Task instructions: From the entries below, copy every line where the string "React" appears.

:: Records for this exercise ::

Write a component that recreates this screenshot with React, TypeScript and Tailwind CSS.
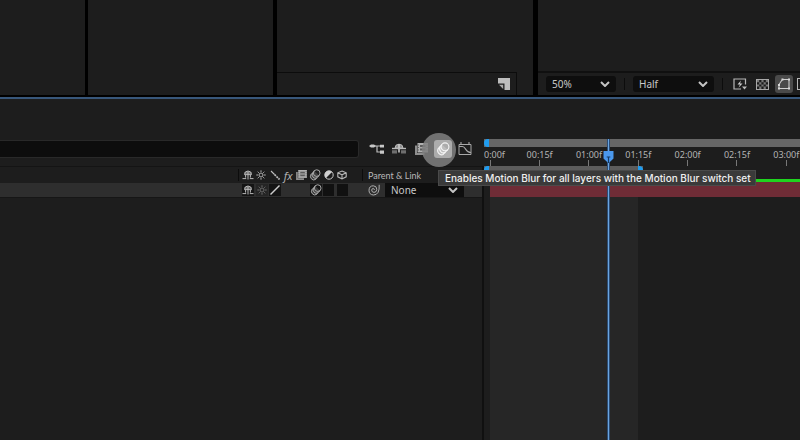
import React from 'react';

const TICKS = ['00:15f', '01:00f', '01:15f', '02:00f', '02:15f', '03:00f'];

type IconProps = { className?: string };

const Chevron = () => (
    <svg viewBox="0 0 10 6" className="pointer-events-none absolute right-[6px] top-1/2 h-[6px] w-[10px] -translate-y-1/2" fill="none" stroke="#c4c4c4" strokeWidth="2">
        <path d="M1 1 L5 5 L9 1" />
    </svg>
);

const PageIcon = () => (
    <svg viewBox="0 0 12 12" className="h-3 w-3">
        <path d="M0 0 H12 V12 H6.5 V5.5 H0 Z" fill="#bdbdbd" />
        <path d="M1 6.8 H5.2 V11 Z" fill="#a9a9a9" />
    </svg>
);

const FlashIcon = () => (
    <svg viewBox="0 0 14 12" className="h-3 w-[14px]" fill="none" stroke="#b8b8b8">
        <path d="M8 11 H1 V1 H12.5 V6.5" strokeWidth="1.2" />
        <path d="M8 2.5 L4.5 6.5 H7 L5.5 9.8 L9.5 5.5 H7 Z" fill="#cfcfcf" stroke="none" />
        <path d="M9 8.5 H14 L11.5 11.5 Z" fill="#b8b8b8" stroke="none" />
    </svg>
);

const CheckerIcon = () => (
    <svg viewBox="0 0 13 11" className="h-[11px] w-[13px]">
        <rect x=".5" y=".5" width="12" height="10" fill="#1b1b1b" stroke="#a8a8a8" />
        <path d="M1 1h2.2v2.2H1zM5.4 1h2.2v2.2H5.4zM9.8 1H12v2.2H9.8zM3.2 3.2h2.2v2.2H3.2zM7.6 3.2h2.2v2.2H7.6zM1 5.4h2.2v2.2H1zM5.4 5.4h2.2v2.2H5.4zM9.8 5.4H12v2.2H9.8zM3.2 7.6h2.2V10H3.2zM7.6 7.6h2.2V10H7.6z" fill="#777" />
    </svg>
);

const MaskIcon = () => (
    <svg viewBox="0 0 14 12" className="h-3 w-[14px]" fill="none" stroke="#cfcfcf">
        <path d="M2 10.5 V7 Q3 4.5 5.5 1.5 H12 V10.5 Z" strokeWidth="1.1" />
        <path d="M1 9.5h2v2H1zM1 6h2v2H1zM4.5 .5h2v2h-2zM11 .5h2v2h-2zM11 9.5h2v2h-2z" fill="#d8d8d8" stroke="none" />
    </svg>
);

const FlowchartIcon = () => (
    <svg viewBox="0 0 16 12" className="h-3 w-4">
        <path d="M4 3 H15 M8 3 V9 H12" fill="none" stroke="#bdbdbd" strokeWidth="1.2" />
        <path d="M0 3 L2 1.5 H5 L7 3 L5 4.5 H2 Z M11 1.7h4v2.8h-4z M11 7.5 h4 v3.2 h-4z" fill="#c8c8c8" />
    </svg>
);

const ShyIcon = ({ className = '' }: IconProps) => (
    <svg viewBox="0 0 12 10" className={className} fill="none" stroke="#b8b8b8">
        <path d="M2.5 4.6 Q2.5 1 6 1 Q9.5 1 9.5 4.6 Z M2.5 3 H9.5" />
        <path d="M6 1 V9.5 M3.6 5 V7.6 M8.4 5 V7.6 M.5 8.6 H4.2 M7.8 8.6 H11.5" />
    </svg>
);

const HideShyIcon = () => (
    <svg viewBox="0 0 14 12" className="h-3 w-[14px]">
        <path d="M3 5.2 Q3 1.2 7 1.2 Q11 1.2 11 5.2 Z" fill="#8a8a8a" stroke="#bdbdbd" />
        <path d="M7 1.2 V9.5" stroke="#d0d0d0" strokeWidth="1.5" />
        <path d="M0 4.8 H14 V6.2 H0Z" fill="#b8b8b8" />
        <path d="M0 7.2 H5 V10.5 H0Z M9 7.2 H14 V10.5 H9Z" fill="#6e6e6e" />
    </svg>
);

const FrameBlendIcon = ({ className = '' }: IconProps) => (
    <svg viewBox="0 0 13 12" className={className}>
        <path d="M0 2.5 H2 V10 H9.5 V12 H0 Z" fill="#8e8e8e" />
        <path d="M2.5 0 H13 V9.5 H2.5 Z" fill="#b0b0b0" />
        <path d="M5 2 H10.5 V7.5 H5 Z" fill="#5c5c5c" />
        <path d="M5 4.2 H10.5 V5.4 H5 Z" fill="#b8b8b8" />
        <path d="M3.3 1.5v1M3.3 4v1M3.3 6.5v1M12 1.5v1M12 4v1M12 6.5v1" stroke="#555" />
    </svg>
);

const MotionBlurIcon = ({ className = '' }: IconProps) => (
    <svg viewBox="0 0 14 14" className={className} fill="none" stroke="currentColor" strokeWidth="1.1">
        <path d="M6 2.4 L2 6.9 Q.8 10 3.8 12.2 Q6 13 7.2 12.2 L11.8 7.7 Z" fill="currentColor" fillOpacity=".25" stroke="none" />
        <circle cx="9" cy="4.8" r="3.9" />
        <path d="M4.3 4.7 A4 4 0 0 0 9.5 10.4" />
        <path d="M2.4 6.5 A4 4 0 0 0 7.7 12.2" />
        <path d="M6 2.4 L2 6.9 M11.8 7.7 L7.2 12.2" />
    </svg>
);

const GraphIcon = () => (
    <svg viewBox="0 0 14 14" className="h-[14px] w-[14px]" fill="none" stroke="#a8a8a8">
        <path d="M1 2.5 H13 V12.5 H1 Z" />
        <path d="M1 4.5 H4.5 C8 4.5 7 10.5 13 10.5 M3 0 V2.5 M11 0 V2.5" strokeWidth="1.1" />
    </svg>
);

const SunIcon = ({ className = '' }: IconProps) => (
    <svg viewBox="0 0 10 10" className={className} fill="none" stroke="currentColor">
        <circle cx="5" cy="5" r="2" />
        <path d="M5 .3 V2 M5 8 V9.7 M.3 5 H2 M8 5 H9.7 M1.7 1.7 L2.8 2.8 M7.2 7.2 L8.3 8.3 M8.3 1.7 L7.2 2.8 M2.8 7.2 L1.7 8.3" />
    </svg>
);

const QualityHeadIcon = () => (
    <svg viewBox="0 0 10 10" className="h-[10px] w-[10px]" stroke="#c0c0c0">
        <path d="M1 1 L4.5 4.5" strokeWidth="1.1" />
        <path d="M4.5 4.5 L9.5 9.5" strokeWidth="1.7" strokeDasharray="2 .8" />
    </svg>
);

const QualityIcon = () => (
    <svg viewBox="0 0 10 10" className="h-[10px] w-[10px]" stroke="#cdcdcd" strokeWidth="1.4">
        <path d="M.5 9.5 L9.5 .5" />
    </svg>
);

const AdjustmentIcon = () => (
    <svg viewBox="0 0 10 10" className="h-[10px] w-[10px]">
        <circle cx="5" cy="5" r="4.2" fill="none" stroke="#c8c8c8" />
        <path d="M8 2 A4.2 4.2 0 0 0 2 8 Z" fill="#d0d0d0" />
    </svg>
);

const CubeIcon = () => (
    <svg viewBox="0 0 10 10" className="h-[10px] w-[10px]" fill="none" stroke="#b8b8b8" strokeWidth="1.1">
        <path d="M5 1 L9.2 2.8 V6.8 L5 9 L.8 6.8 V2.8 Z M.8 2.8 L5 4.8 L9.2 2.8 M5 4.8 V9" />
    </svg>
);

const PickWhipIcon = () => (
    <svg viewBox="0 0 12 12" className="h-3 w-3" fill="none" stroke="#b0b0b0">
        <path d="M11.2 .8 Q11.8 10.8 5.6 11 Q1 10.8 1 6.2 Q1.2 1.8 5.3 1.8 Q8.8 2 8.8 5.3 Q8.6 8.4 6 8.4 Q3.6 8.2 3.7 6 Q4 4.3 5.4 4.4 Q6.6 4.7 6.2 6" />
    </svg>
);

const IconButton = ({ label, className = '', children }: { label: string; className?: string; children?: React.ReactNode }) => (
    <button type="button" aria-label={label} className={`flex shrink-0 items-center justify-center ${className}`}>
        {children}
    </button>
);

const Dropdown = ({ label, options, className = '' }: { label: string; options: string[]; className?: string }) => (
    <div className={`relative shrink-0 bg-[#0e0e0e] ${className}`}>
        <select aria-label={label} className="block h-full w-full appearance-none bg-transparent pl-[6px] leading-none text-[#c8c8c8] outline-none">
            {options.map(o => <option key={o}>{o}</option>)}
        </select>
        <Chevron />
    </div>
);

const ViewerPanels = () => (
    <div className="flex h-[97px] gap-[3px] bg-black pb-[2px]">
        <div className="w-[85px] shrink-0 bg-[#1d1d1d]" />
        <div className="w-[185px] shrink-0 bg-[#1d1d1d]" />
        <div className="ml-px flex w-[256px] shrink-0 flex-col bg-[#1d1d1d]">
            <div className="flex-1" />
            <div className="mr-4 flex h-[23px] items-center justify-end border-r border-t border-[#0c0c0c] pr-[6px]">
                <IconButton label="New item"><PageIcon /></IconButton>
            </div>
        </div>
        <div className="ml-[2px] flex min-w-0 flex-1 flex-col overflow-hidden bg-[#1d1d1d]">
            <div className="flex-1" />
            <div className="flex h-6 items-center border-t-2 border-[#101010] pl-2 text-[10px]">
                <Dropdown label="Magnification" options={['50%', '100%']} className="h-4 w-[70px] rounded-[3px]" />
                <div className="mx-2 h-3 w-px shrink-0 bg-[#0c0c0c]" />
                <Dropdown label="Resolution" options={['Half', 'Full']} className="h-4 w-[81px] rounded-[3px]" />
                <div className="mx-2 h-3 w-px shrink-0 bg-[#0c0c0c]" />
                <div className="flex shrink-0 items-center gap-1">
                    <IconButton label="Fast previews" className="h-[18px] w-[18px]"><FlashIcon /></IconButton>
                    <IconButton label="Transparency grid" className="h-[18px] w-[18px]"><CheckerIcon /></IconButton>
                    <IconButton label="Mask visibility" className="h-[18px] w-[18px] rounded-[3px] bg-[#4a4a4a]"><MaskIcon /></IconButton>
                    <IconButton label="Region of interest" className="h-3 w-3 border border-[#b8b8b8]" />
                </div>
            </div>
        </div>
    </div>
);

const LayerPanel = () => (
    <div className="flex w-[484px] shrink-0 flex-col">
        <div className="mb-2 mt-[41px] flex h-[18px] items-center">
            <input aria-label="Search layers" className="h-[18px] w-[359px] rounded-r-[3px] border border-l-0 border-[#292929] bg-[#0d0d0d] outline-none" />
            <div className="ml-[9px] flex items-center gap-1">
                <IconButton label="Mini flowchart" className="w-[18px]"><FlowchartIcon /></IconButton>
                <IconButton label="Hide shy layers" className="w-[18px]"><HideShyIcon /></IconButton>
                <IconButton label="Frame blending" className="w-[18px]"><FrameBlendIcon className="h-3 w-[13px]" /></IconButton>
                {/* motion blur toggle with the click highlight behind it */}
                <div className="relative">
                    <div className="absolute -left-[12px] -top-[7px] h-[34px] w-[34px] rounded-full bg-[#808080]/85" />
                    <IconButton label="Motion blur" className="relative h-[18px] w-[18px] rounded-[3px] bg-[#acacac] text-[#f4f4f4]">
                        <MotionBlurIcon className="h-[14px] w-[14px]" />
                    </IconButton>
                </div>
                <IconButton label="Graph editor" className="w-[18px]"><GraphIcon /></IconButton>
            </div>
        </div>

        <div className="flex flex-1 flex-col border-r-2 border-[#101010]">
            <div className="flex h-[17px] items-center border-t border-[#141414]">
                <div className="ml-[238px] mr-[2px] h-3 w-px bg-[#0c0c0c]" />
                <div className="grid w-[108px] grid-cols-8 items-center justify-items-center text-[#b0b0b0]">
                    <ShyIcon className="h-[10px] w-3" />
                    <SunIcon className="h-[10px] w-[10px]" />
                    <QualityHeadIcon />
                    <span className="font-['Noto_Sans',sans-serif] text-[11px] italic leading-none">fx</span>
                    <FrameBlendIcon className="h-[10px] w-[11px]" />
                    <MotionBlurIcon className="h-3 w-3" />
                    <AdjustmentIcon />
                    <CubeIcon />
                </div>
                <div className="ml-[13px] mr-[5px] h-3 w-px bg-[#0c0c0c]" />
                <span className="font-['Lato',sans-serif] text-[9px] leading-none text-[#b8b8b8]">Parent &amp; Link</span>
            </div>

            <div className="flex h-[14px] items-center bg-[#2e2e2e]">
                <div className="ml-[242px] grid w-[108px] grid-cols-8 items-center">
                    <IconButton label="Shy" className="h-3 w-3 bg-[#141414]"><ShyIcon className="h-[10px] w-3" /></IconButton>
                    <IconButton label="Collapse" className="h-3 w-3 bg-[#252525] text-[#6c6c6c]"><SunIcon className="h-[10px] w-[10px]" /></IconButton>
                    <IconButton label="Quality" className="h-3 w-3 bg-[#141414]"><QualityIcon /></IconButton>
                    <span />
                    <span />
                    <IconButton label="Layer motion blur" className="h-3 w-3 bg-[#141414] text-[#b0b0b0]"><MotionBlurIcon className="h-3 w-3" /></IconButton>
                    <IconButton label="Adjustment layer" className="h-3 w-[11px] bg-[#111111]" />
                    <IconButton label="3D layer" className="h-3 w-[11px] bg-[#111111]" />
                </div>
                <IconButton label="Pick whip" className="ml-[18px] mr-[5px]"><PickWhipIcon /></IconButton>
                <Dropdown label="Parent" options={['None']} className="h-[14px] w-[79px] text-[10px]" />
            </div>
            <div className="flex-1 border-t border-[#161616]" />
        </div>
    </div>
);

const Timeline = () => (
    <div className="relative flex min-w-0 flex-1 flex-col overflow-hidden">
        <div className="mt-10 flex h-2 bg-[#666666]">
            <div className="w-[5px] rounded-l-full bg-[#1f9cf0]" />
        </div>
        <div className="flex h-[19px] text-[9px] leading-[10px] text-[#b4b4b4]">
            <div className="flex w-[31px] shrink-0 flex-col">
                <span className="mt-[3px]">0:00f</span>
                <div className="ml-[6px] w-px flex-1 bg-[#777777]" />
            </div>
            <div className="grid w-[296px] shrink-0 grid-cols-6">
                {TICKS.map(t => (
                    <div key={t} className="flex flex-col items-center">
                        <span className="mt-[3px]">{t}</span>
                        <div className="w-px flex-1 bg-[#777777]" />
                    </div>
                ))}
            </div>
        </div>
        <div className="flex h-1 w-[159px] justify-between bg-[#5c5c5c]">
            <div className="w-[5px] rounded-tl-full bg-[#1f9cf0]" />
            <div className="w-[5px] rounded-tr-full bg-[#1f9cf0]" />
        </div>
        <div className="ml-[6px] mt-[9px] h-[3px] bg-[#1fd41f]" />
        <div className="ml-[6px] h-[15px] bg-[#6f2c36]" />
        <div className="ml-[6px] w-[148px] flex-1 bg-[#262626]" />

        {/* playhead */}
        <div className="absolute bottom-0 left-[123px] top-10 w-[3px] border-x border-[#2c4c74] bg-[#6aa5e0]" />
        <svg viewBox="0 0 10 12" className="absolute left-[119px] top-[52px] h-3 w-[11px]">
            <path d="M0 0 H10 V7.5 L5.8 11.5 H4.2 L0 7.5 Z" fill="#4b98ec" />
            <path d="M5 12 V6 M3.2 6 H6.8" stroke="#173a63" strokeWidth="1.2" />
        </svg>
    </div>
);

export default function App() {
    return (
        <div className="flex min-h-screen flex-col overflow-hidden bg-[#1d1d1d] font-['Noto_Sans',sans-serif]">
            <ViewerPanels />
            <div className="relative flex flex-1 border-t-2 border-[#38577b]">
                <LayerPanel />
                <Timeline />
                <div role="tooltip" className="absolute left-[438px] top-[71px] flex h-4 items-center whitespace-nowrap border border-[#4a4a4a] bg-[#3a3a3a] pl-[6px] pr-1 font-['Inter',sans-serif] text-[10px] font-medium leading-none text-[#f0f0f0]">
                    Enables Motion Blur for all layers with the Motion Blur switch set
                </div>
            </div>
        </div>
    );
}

:::
:: Records for this exercise ::

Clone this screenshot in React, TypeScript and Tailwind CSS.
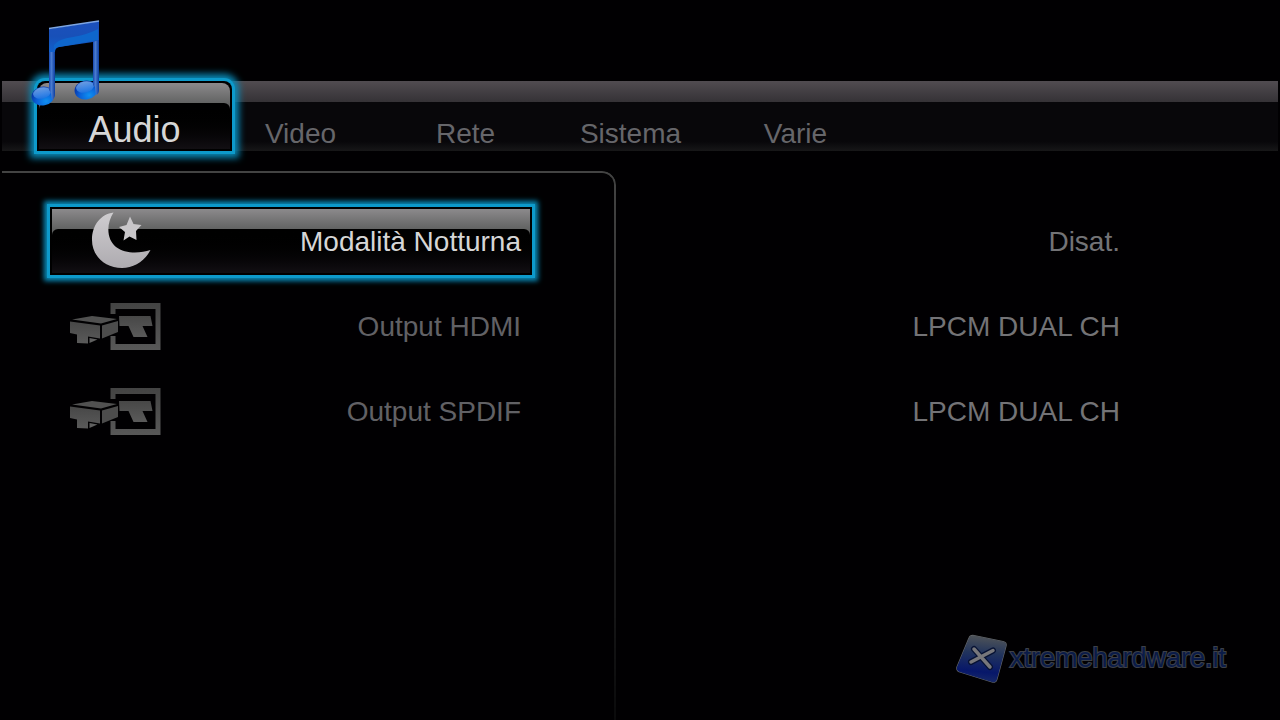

:::

Task solution:
Write a component that recreates this screenshot with React, TypeScript and Tailwind CSS.
import React from 'react';
const IconButton = ({ label, className = '', children }: { label: string; className?: string; children?: React.ReactNode }) => (
Clone this screenshot in React, TypeScript and Tailwind CSS.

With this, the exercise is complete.